To run an organized program, you must have these key elements in order to make it work. You must take time to set up a weight room for optimal flow. Exercise selection must be equally demanding. All lifts must be treated with the same attention to detail. One lift is not more important than another in terms of execution.
Coaches must know exactly how to execute the plan (workout) and players must know exactly what is demanded of them. Flow is crucial and cannot be interrupted. When organizing group workouts, your team priorities must be at the forefront of your planning. Group selection is also very important. You cannot have two strong athletes and two weak ones in the same group.
Coaches must also know how to adjust to the group coming to their station. If one group is larger than another, you may have three people three-deep with one group, and four people three-deep for a larger group, ensuring that the players all get the same amount of prescribed reps.
Motivation is providing a reason to act a certain way. Everyone is working hard (acting a certain way) toward a common purpose that will make a common man do uncommon things.
The players and coaches must understand what you are trying to do (achieve) with your program, and with every workout, achieving that goal should be their motivation. The players and coaches must be excited and ready to attack these workouts from every angle. You should be able to cut the intensity with a knife.
To provide your athletes with optimal workouts, you must be innovative in your approach to writing and executing your workouts. Do not do things because other people do them. Do them because it is going to help you achieve your team goals, fix your teams weaknesses, and make your athletes better.
Every team has a life expectancy of one year. Every team’s needs will be different, and you must tailor your workouts to fit those needs. There are many ways to skin a cat, like maybe using strongman exercises once a week, high pulls instead of cleans, etc. Find a way and get it done!

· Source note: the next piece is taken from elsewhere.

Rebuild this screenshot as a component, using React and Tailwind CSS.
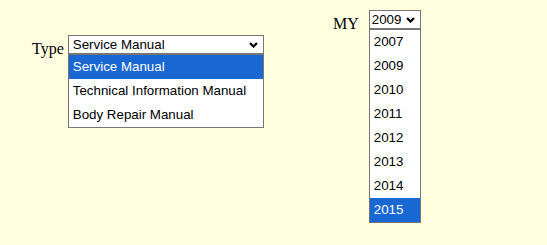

Along the same lines as innovation, navigate your way through all of the BS. Sometimes I feel that there is just too much information out there. We are not reinventing the wheel. Do the things that you know are right and that you believe. Don’t follow the herd. Sometimes the science will take you one way, and the training and hard work will take you another.
You must always remember that we are training athletes, not weightlifters, so find a way to make your athletes better. Follow your team’s needs, not someone else's.
These two words are inseparable. You cannot be accountable and not trustworthy, or trustworthy and not accountable. It is who you are, whom you choose to work for you, and who you choose to put on that uniform representing your team.
This is probably the most important factor in group training success. If your coaches are not accountable for counting reps, coaching technique, etc., how can you trust them? Same with the players — if they are cheating reps, can you trust them to carry the ball? When training in a group setting, if you cannot trust EVERYONE involved, you have no chance of success. This is by far the most important principle, no matter what your team is doing.
A mode or style of performance. Have a plan. Let everyone know how they fit into that plan. Set up everything needed to perform that plan. Then execute that plan. Perform it. Own it. Be great.
Building on the DOMINATE method, I suggest that whatever you choose to do with your team; even if you see another coach doing something and think you would like to try it—I recommend learning the science behind what you want to incorporate so you can give a reason to justify what you are doing in the event you get asked; and at some point you will. Answering, “Because I said so” is not as credible as compared to “holding a static stretch for 20–30 doesn't result in microtears as does ballistic stretching, as injury risk greatly increases with ballistic stretching as compared to static stretching methods.”